▶ REQUIRED TASK: Write out the listing below without alteration, omitting its pictures.

▶ RECORDED INFORMATION:
○ ○ ○ ○
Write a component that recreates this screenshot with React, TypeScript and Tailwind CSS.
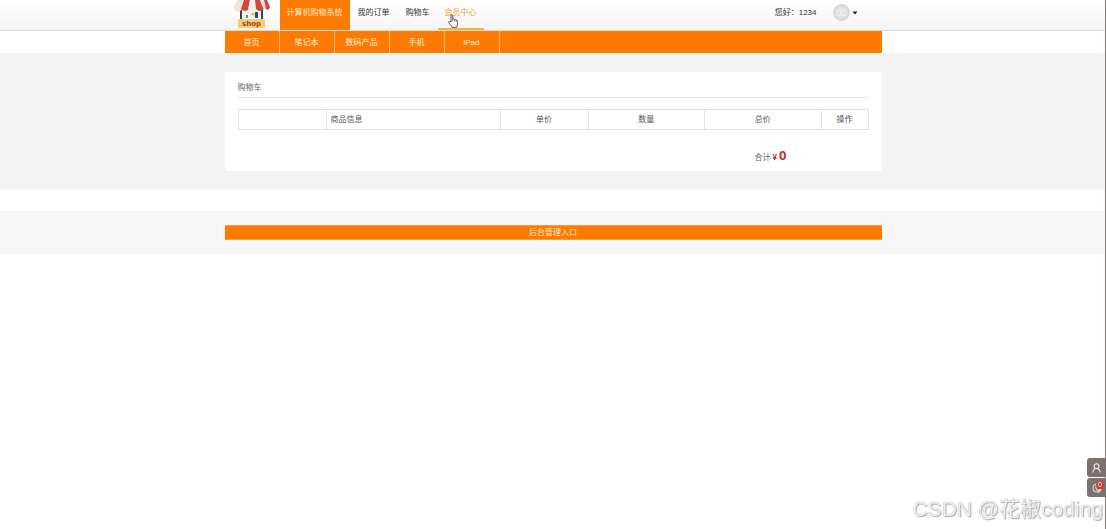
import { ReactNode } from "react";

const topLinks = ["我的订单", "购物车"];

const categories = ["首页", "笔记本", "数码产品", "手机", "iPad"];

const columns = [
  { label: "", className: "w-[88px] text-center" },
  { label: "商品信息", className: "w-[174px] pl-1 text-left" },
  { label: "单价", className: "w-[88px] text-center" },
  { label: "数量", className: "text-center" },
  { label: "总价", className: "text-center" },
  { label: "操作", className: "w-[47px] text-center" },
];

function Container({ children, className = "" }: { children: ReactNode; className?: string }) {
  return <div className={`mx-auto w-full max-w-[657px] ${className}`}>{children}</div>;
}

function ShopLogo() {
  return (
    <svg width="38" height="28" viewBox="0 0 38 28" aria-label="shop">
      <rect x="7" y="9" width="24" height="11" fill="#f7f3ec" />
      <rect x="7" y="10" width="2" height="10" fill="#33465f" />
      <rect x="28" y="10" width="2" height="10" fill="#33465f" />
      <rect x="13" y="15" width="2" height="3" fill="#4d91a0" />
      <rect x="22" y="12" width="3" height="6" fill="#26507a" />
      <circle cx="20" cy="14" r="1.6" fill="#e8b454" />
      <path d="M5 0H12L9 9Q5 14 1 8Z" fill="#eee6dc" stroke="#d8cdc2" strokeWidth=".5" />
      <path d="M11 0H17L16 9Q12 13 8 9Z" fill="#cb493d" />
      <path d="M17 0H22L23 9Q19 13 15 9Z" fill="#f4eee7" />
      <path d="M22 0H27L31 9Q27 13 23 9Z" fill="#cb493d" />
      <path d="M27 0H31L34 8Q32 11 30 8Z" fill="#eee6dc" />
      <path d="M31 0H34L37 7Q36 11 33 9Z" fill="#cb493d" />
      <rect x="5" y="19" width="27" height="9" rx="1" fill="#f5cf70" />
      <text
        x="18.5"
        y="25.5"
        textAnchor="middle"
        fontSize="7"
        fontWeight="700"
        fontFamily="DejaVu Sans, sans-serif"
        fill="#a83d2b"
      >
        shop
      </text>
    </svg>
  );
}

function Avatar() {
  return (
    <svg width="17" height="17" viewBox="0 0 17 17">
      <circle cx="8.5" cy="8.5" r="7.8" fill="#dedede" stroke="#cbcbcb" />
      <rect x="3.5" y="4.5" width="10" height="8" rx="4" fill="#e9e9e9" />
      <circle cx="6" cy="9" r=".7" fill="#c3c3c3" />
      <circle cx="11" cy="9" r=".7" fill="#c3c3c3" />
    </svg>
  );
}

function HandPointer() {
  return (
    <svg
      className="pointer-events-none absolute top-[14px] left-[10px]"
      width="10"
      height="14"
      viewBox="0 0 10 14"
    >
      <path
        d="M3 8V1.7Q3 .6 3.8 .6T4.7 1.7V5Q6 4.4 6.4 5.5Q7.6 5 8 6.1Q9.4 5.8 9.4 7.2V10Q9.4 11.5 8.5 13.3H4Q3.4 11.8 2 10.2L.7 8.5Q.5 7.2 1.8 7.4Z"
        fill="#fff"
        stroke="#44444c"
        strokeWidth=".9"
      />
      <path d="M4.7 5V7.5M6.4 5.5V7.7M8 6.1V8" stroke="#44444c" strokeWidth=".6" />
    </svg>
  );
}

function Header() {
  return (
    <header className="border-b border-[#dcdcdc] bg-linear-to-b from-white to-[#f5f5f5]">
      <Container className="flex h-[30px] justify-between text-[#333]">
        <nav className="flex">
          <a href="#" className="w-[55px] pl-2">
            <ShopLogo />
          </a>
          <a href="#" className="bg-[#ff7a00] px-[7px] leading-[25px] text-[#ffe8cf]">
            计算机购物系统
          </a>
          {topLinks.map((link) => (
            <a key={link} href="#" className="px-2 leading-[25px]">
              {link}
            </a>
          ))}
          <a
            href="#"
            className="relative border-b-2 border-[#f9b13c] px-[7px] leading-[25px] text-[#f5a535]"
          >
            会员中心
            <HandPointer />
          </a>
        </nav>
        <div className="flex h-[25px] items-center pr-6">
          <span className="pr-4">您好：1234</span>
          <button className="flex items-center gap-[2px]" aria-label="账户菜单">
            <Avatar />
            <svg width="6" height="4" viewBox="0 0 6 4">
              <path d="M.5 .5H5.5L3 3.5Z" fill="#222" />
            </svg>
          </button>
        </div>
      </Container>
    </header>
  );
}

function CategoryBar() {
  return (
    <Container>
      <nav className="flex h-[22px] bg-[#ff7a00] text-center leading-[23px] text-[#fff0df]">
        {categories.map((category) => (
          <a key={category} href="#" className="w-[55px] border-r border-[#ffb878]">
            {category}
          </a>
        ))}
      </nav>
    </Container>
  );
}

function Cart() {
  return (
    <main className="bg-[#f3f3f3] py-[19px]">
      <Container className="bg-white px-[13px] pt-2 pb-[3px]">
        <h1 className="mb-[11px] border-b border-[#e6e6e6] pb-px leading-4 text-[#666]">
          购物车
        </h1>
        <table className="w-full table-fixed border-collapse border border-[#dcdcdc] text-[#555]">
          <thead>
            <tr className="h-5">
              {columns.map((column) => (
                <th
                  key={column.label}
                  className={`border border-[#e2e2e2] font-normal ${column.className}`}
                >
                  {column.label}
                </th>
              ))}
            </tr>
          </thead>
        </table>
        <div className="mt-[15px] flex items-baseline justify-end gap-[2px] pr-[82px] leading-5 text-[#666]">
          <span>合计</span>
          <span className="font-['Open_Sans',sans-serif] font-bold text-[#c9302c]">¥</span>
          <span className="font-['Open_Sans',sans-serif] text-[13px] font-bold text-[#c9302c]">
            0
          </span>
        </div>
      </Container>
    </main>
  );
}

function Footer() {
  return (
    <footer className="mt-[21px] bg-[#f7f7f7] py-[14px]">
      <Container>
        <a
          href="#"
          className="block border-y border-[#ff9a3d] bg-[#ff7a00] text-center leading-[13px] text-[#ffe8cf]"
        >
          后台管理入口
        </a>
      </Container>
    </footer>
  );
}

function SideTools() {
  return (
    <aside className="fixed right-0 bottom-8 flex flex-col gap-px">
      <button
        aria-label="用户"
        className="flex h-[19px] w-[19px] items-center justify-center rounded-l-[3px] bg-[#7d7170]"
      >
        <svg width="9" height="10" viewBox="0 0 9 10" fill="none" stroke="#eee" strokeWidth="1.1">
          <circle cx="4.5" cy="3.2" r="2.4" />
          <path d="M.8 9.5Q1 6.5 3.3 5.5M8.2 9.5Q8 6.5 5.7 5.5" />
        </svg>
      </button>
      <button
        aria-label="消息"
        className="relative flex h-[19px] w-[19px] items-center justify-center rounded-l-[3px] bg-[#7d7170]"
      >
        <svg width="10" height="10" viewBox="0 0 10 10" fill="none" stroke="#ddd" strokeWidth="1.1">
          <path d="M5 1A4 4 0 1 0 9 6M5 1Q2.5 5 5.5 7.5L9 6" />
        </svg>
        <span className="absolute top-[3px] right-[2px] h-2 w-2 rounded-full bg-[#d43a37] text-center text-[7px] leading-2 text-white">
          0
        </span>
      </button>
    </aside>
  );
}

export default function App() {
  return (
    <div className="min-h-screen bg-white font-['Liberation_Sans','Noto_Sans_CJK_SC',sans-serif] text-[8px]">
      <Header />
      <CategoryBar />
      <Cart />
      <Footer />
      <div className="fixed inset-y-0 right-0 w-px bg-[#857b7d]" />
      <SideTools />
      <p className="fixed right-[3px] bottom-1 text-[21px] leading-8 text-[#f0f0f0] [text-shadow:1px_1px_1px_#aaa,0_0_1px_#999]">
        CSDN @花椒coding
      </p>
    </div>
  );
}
○ ○ ○ ○
▶ WRITTEN SOLUTION:
Write a component that recreates this screenshot with React, TypeScript and Tailwind CSS.
import { ReactNode } from "react";

const topLinks = ["我的订单", "购物车"];

const categories = ["首页", "笔记本", "数码产品", "手机", "iPad"];

const columns = [
  { label: "", className: "w-[88px] text-center" },
  { label: "商品信息", className: "w-[174px] pl-1 text-left" },
  { label: "单价", className: "w-[88px] text-center" },
  { label: "数量", className: "text-center" },
  { label: "总价", className: "text-center" },
  { label: "操作", className: "w-[47px] text-center" },
];

function Container({ children, className = "" }: { children: ReactNode; className?: string }) {
  return <div className={`mx-auto w-full max-w-[657px] ${className}`}>{children}</div>;
}

function ShopLogo() {
  return (
    <svg width="38" height="28" viewBox="0 0 38 28" aria-label="shop">
      <rect x="7" y="9" width="24" height="11" fill="#f7f3ec" />
      <rect x="7" y="10" width="2" height="10" fill="#33465f" />
      <rect x="28" y="10" width="2" height="10" fill="#33465f" />
      <rect x="13" y="15" width="2" height="3" fill="#4d91a0" />
      <rect x="22" y="12" width="3" height="6" fill="#26507a" />
      <circle cx="20" cy="14" r="1.6" fill="#e8b454" />
      <path d="M5 0H12L9 9Q5 14 1 8Z" fill="#eee6dc" stroke="#d8cdc2" strokeWidth=".5" />
      <path d="M11 0H17L16 9Q12 13 8 9Z" fill="#cb493d" />
      <path d="M17 0H22L23 9Q19 13 15 9Z" fill="#f4eee7" />
      <path d="M22 0H27L31 9Q27 13 23 9Z" fill="#cb493d" />
      <path d="M27 0H31L34 8Q32 11 30 8Z" fill="#eee6dc" />
      <path d="M31 0H34L37 7Q36 11 33 9Z" fill="#cb493d" />
      <rect x="5" y="19" width="27" height="9" rx="1" fill="#f5cf70" />
      <text
        x="18.5"
        y="25.5"
        textAnchor="middle"
        fontSize="7"
        fontWeight="700"
        fontFamily="DejaVu Sans, sans-serif"
        fill="#a83d2b"
      >
        shop
      </text>
    </svg>
  );
}

function Avatar() {
  return (
    <svg width="17" height="17" viewBox="0 0 17 17">
      <circle cx="8.5" cy="8.5" r="7.8" fill="#dedede" stroke="#cbcbcb" />
      <rect x="3.5" y="4.5" width="10" height="8" rx="4" fill="#e9e9e9" />
      <circle cx="6" cy="9" r=".7" fill="#c3c3c3" />
      <circle cx="11" cy="9" r=".7" fill="#c3c3c3" />
    </svg>
  );
}

function HandPointer() {
  return (
    <svg
      className="pointer-events-none absolute top-[14px] left-[10px]"
      width="10"
      height="14"
      viewBox="0 0 10 14"
    >
      <path
        d="M3 8V1.7Q3 .6 3.8 .6T4.7 1.7V5Q6 4.4 6.4 5.5Q7.6 5 8 6.1Q9.4 5.8 9.4 7.2V10Q9.4 11.5 8.5 13.3H4Q3.4 11.8 2 10.2L.7 8.5Q.5 7.2 1.8 7.4Z"
        fill="#fff"
        stroke="#44444c"
        strokeWidth=".9"
      />
      <path d="M4.7 5V7.5M6.4 5.5V7.7M8 6.1V8" stroke="#44444c" strokeWidth=".6" />
    </svg>
  );
}

function Header() {
  return (
    <header className="border-b border-[#dcdcdc] bg-linear-to-b from-white to-[#f5f5f5]">
      <Container className="flex h-[30px] justify-between text-[#333]">
        <nav className="flex">
          <a href="#" className="w-[55px] pl-2">
            <ShopLogo />
          </a>
          <a href="#" className="bg-[#ff7a00] px-[7px] leading-[25px] text-[#ffe8cf]">
            计算机购物系统
          </a>
          {topLinks.map((link) => (
            <a key={link} href="#" className="px-2 leading-[25px]">
              {link}
            </a>
          ))}
          <a
            href="#"
            className="relative border-b-2 border-[#f9b13c] px-[7px] leading-[25px] text-[#f5a535]"
          >
            会员中心
            <HandPointer />
          </a>
        </nav>
        <div className="flex h-[25px] items-center pr-6">
          <span className="pr-4">您好：1234</span>
          <button className="flex items-center gap-[2px]" aria-label="账户菜单">
            <Avatar />
            <svg width="6" height="4" viewBox="0 0 6 4">
              <path d="M.5 .5H5.5L3 3.5Z" fill="#222" />
            </svg>
          </button>
        </div>
      </Container>
    </header>
  );
}

function CategoryBar() {
  return (
    <Container>
      <nav className="flex h-[22px] bg-[#ff7a00] text-center leading-[23px] text-[#fff0df]">
        {categories.map((category) => (
          <a key={category} href="#" className="w-[55px] border-r border-[#ffb878]">
            {category}
          </a>
        ))}
      </nav>
    </Container>
  );
}

function Cart() {
  return (
    <main className="bg-[#f3f3f3] py-[19px]">
      <Container className="bg-white px-[13px] pt-2 pb-[3px]">
        <h1 className="mb-[11px] border-b border-[#e6e6e6] pb-px leading-4 text-[#666]">
          购物车
        </h1>
        <table className="w-full table-fixed border-collapse border border-[#dcdcdc] text-[#555]">
          <thead>
            <tr className="h-5">
              {columns.map((column) => (
                <th
                  key={column.label}
                  className={`border border-[#e2e2e2] font-normal ${column.className}`}
                >
                  {column.label}
                </th>
              ))}
            </tr>
          </thead>
        </table>
        <div className="mt-[15px] flex items-baseline justify-end gap-[2px] pr-[82px] leading-5 text-[#666]">
          <span>合计</span>
          <span className="font-['Open_Sans',sans-serif] font-bold text-[#c9302c]">¥</span>
          <span className="font-['Open_Sans',sans-serif] text-[13px] font-bold text-[#c9302c]">
            0
          </span>
        </div>
      </Container>
    </main>
  );
}

function Footer() {
  return (
    <footer className="mt-[21px] bg-[#f7f7f7] py-[14px]">
      <Container>
        <a
          href="#"
          className="block border-y border-[#ff9a3d] bg-[#ff7a00] text-center leading-[13px] text-[#ffe8cf]"
        >
          后台管理入口
        </a>
      </Container>
    </footer>
  );
}

function SideTools() {
  return (
    <aside className="fixed right-0 bottom-8 flex flex-col gap-px">
      <button
        aria-label="用户"
        className="flex h-[19px] w-[19px] items-center justify-center rounded-l-[3px] bg-[#7d7170]"
      >
        <svg width="9" height="10" viewBox="0 0 9 10" fill="none" stroke="#eee" strokeWidth="1.1">
          <circle cx="4.5" cy="3.2" r="2.4" />
          <path d="M.8 9.5Q1 6.5 3.3 5.5M8.2 9.5Q8 6.5 5.7 5.5" />
        </svg>
      </button>
      <button
        aria-label="消息"
        className="relative flex h-[19px] w-[19px] items-center justify-center rounded-l-[3px] bg-[#7d7170]"
      >
        <svg width="10" height="10" viewBox="0 0 10 10" fill="none" stroke="#ddd" strokeWidth="1.1">
          <path d="M5 1A4 4 0 1 0 9 6M5 1Q2.5 5 5.5 7.5L9 6" />
        </svg>
        <span className="absolute top-[3px] right-[2px] h-2 w-2 rounded-full bg-[#d43a37] text-center text-[7px] leading-2 text-white">
          0
        </span>
      </button>
    </aside>
  );
}

export default function App() {
  return (
    <div className="min-h-screen bg-white font-['Liberation_Sans','Noto_Sans_CJK_SC',sans-serif] text-[8px]">
      <Header />
      <CategoryBar />
      <Cart />
      <Footer />
      <div className="fixed inset-y-0 right-0 w-px bg-[#857b7d]" />
      <SideTools />
      <p className="fixed right-[3px] bottom-1 text-[21px] leading-8 text-[#f0f0f0] [text-shadow:1px_1px_1px_#aaa,0_0_1px_#999]">
        CSDN @花椒coding
      </p>
    </div>
  );
}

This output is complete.